Born in Bristol, Jenny was the middle child of Elizabeth (nee Bessant), a nurse who later taught history, and Leslie Vaughan, a teacher. She attended Redmaids school, a highlight of which time was a school trip to Moscow in 1982. Two years later she travelled solo by train through iron curtain countries to visit her penpal in Hungary.
Vaughan then studied medicine at Nottingham University. Graduating in 1992, she spent time working in Madagascar before moving to London. In 1996-99 she studied for a PhD in the neurogenetics of Parkinson’s disease at University College London and became a consultant neurologist at Ealing in 2003.
Vaughan combined working full-time with activism: from 1998 to 2006 she was a Labour councillor in Fulham. She had a strong Christian faith and was impelled to protest against injustice wherever she saw it. In 2005 she and a fellow neurologist, David Nicholl, graphically enacted force-feeding outside the American Embassy in London in protest at the practice being used to keep detainees alive in Guantánamo Bay.
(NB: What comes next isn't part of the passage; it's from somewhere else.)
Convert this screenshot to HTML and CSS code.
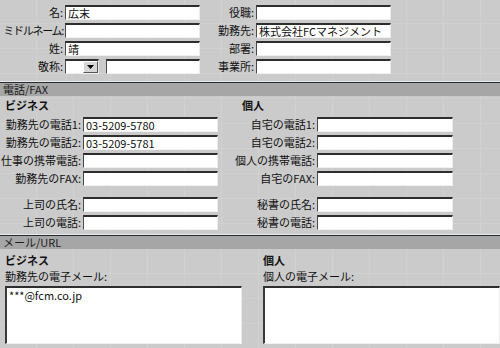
FILE: index.html
```html
<!DOCTYPE html>
<html lang="ja">
<head>
    <meta charset="UTF-8">
    <title>連絡先</title>
    <link rel="stylesheet" href="styles.css">
</head>
<body>
    <div class="form">
        <section class="names">
            <label>名:</label>
            <input type="text" class="field" value="広末">
            <label>役職:</label>
            <input type="text" class="field">

            <label class="tight">ミドルネーム:</label>
            <input type="text" class="field">
            <label>勤務先:</label>
            <input type="text" class="field" value="株式会社FCマネジメント">

            <label>姓:</label>
            <input type="text" class="field" value="靖">
            <label>部署:</label>
            <input type="text" class="field">

            <label>敬称:</label>
            <div class="title-row">
                <span class="combo">
                    <span class="combo-box"></span>
                    <span class="combo-btn">
                        <svg width="7" height="4" viewBox="0 0 7 4"><path d="M0 0h7L3.5 4z" fill="#000"/></svg>
                    </span>
                </span>
                <input type="text" class="field suffix">
            </div>
            <label>事業所:</label>
            <input type="text" class="field">
        </section>

        <div class="bar">電話/FAX</div>

        <section class="phones">
            <div class="col business">
                <h3>ビジネス</h3>
                <div class="rows">
                    <label>勤務先の電話1:</label>
                    <input type="text" class="field" value="03-5209-5780">
                    <label>勤務先の電話2:</label>
                    <input type="text" class="field" value="03-5209-5781">
                    <label>仕事の携帯電話:</label>
                    <input type="text" class="field">
                    <label>勤務先のFAX:</label>
                    <input type="text" class="field">
                    <label class="gap">上司の氏名:</label>
                    <input type="text" class="field gap">
                    <label>上司の電話:</label>
                    <input type="text" class="field">
                </div>
            </div>
            <div class="col personal">
                <h3>個人</h3>
                <div class="rows">
                    <label>自宅の電話1:</label>
                    <input type="text" class="field">
                    <label>自宅の電話2:</label>
                    <input type="text" class="field">
                    <label>個人の携帯電話:</label>
                    <input type="text" class="field">
                    <label>自宅のFAX:</label>
                    <input type="text" class="field">
                    <label class="gap">秘書の氏名:</label>
                    <input type="text" class="field gap">
                    <label>秘書の電話:</label>
                    <input type="text" class="field">
                </div>
            </div>
        </section>

        <div class="bar">メール/URL</div>

        <section class="mail">
            <div class="col">
                <h3>ビジネス</h3>
                <p class="caption">勤務先の電子メール:</p>
                <textarea class="memo">***@fcm.co.jp</textarea>
            </div>
            <div class="col">
                <h3>個人</h3>
                <p class="caption">個人の電子メール:</p>
                <textarea class="memo"></textarea>
            </div>
        </section>
    </div>
</body>
</html>
```

FILE: styles.css
```css
body {
    margin: 0;
    padding: 0;
    background-color: #cbcbcb;
    color: #111;
    font-family: "Noto Sans CJK JP", "Liberation Sans", sans-serif;
    font-size: 11px;
    overflow: hidden;
}
.form {
    width: 500px;
    height: 348px;
    background-color: #cbcbcb;
    background-image:
        repeating-linear-gradient(90deg, transparent 0 36px, #d1d1d1 36px 37px),
        repeating-linear-gradient(0deg, transparent 0 24px, #d0d0d0 24px 25px);
}
label {
    text-align: right;
    line-height: 15px;
    white-space: nowrap;
}
label.tight {
    letter-spacing: -1.3px;
}
.field {
    box-sizing: border-box;
    height: 15px;
    margin: 0;
    padding: 0 2px;
    background: #fff;
    border-top: 2px solid #2e2e2e;
    border-left: 1px solid #4a4a4a;
    border-right: 1px solid #ececec;
    border-bottom: 1px solid #f2f2f2;
    font-family: inherit;
    font-size: 11px;
    line-height: 12px;
    color: #111;
    outline: none;
}

/* 名前 */
.names {
    display: grid;
    grid-template-columns: 63px 135px 52px 135px;
    column-gap: 2px;
    row-gap: 3px;
    padding: 5px 0 8px 0;
}
.title-row {
    display: flex;
    gap: 7px;
}
.combo {
    display: flex;
    box-sizing: border-box;
    width: 41px;
    height: 15px;
    background: #fff;
    border-top: 2px solid #2e2e2e;
    border-left: 1px solid #4a4a4a;
    border-right: 1px solid #ececec;
    border-bottom: 1px solid #f2f2f2;
}
.combo-box {
    flex: 1;
}
.combo-btn {
    display: flex;
    align-items: center;
    justify-content: center;
    width: 13px;
    background: #d6d6d6;
    border-top: 1px solid #fff;
    border-left: 1px solid #fff;
    border-right: 1px solid #555;
    border-bottom: 1px solid #555;
}
.suffix {
    width: 94px;
}

/* 見出しバー */
.bar {
    height: 13px;
    line-height: 13px;
    padding-left: 3px;
    background: #a6a6a6;
    border-top: 1px solid #2a2a2a;
    box-shadow: 0 -1px 0 #e4ebf0;
    color: #1c1c1c;
}

h3 {
    margin: 0;
    font-size: 11px;
    font-weight: bold;
    line-height: 14px;
}

/* 電話/FAX */
.phones {
    display: grid;
    grid-template-columns: 230px 1fr;
    padding: 2px 0 5px 0;
}
.phones .rows {
    display: grid;
    row-gap: 3px;
    margin-top: 5px;
}
.business h3 {
    padding-left: 5px;
}
.business .rows {
    grid-template-columns: 81px 135px;
    column-gap: 2px;
}
.personal h3 {
    padding-left: 12px;
}
.personal .rows {
    grid-template-columns: 85px 136px;
    column-gap: 2px;
}
.rows .gap {
    margin-top: 8px;
}

/* メール/URL */
.mail {
    display: grid;
    grid-template-columns: 237px 1fr;
    column-gap: 21px;
    padding: 3px 0 0 5px;
}
.mail h3 {
    line-height: 16px;
}
.caption {
    margin: 1px 0 3px 0;
    line-height: 14px;
}
.memo {
    display: block;
    box-sizing: border-box;
    width: 100%;
    height: 58px;
    margin: 0;
    padding: 1px 2px;
    resize: none;
    background: #fff;
    border-top: 2px solid #2e2e2e;
    border-left: 2px solid #3a3a3a;
    border-right: 1px solid #ececec;
    border-bottom: 1px solid #f2f2f2;
    font-family: inherit;
    font-size: 11px;
    line-height: 13px;
    color: #111;
    overflow: hidden;
    outline: none;
}
```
Vaughan damned it as “medicalised torture”.
She successfully spearheaded opposition to the closure of the accident and emergency department at Ealing in 2013, and in 2018 came the co-founding of the Doctors’ Association UK. In the Covid-19 crisis, she created an app for frontline doctors to report shortages of PPE.
The same year Vaughan received the BMJ editor’s award for “speaking truth to power” and in 2019 Bapio (British Association of Physicians of Indian Origin) gave her an award in acknowledgement of her support of BAME doctors.
At university she had met Matt Dunckley, who later became a surgeon. The pair married in 1993 and had two sons, Jonathan and Christopher. At home they had several pet tortoises, as Vaughan had a lifelong love of these reptiles. A holiday to the Galápagos Islands to see giant tortoises was a particular highlight for her.
In 2017, she was diagnosed with breast cancer and in 2020 she had to retire from the NHS on health grounds. She kept campaigning, however, and was appointed OBE in 2023.
She is survived by her husband and two sons, and by her mother and her sister, Lise, and brother, Andrew.